## Listing
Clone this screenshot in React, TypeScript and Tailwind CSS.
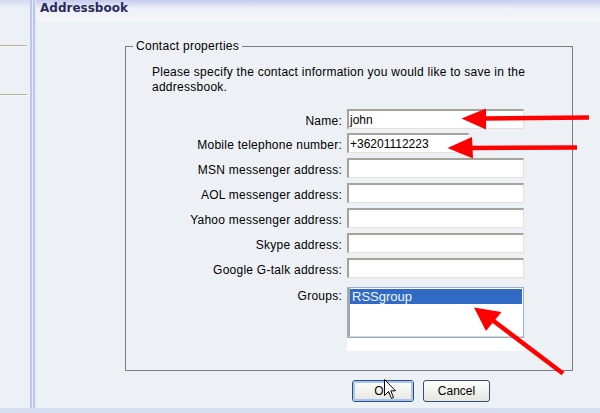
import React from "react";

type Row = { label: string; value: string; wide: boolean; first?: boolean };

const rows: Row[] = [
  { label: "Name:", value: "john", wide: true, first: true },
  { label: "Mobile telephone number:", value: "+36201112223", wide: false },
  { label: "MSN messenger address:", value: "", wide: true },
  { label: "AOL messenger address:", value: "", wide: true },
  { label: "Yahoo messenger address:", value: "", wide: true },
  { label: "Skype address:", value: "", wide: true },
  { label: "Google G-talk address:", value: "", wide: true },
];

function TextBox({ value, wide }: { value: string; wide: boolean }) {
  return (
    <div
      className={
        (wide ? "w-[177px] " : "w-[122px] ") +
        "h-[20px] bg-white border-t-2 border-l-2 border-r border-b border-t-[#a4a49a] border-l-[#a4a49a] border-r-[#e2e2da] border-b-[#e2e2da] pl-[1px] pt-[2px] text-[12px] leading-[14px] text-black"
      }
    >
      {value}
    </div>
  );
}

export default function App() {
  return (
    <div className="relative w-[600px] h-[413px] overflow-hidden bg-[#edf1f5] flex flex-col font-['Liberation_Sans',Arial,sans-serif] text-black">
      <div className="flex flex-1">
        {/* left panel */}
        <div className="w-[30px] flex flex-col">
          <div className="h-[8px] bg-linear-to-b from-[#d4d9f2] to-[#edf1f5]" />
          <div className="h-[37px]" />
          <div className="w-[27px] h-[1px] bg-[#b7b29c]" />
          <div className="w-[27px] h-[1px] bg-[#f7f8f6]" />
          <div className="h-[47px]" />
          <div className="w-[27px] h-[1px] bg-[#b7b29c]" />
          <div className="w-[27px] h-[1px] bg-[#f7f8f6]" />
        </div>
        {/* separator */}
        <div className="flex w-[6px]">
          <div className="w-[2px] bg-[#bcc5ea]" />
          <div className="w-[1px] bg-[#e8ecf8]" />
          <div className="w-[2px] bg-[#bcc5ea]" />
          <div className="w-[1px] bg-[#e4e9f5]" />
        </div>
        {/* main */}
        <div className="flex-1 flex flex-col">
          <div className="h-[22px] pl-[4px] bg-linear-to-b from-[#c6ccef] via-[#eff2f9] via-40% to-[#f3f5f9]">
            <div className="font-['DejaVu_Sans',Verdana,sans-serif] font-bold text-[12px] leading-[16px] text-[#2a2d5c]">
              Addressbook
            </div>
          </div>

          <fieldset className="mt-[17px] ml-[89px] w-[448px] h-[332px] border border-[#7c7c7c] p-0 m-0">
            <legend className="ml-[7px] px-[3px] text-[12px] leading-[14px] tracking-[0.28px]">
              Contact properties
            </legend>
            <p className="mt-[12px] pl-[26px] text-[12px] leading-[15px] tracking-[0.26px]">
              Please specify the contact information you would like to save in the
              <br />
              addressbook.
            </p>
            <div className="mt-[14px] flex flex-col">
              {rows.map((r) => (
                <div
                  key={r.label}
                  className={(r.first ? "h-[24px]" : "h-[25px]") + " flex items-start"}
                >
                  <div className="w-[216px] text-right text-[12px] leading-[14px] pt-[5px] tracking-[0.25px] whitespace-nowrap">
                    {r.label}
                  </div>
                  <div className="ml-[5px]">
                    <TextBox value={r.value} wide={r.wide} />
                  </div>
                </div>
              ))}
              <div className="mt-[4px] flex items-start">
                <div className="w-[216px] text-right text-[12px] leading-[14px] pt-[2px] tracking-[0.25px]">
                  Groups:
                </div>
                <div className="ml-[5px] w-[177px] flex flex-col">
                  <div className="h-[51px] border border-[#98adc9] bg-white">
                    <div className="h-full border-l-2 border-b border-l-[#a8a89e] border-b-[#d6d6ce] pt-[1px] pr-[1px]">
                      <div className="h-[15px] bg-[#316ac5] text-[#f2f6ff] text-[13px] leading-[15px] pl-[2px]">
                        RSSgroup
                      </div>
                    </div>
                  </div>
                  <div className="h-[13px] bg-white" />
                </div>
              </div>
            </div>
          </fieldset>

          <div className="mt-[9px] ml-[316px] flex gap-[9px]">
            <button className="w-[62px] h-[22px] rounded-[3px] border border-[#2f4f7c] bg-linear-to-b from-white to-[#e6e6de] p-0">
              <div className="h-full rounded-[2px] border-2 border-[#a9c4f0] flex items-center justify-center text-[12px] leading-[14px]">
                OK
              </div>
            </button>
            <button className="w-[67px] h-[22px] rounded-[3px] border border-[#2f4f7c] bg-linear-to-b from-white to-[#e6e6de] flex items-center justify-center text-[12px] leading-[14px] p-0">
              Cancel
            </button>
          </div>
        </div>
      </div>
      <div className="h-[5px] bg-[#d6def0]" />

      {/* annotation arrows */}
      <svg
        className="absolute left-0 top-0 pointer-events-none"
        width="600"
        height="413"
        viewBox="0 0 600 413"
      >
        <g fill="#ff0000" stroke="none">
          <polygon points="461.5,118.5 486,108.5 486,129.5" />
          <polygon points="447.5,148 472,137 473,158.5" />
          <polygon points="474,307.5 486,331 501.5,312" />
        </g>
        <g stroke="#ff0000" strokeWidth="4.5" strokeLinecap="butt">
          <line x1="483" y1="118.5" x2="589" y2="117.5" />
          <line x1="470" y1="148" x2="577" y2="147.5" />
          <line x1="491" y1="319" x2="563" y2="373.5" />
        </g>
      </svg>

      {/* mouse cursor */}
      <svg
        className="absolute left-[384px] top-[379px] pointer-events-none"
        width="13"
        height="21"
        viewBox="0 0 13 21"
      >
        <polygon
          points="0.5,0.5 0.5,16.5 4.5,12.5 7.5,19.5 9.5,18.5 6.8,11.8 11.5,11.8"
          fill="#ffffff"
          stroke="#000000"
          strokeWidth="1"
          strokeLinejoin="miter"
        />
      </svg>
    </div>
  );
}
--
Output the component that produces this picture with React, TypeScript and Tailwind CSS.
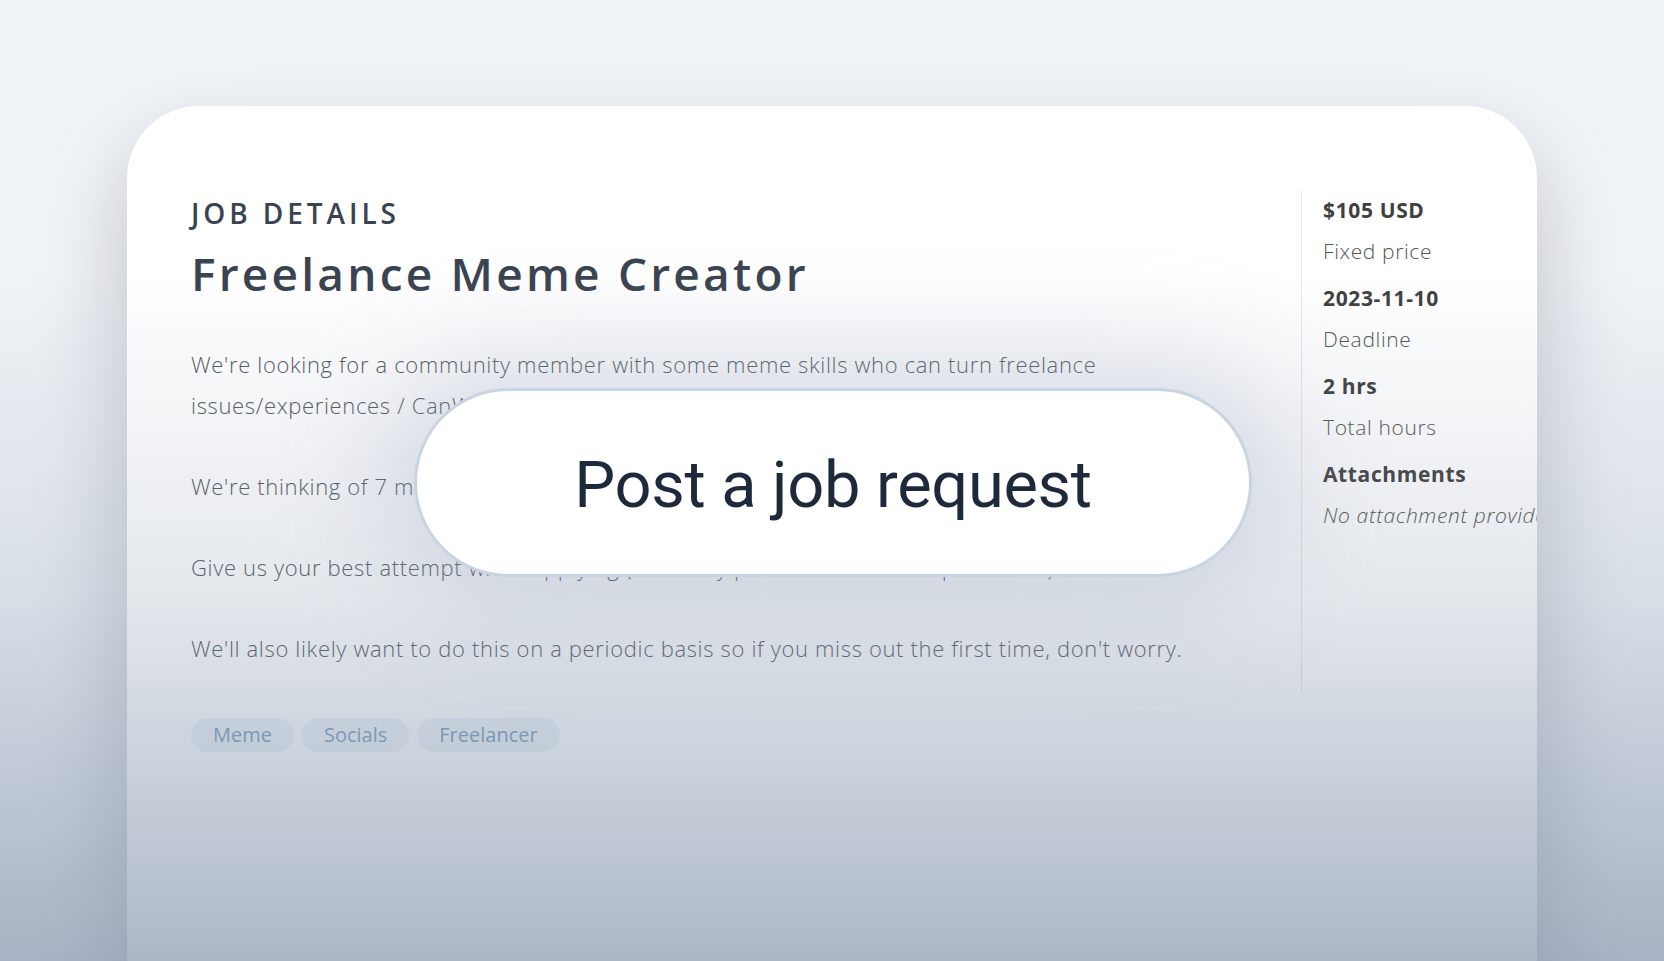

## Work to do
Starting at the line containing "Clone this screenshot" and ending at the line containing "string; value: string;", copy those lines exactly, both included, and nothing more. Leave out any picture.

## Answer to this task
Clone this screenshot in React, TypeScript and Tailwind CSS.
import React from "react";

type Row = { label: string; value: string; wide: boolean; first?: boolean };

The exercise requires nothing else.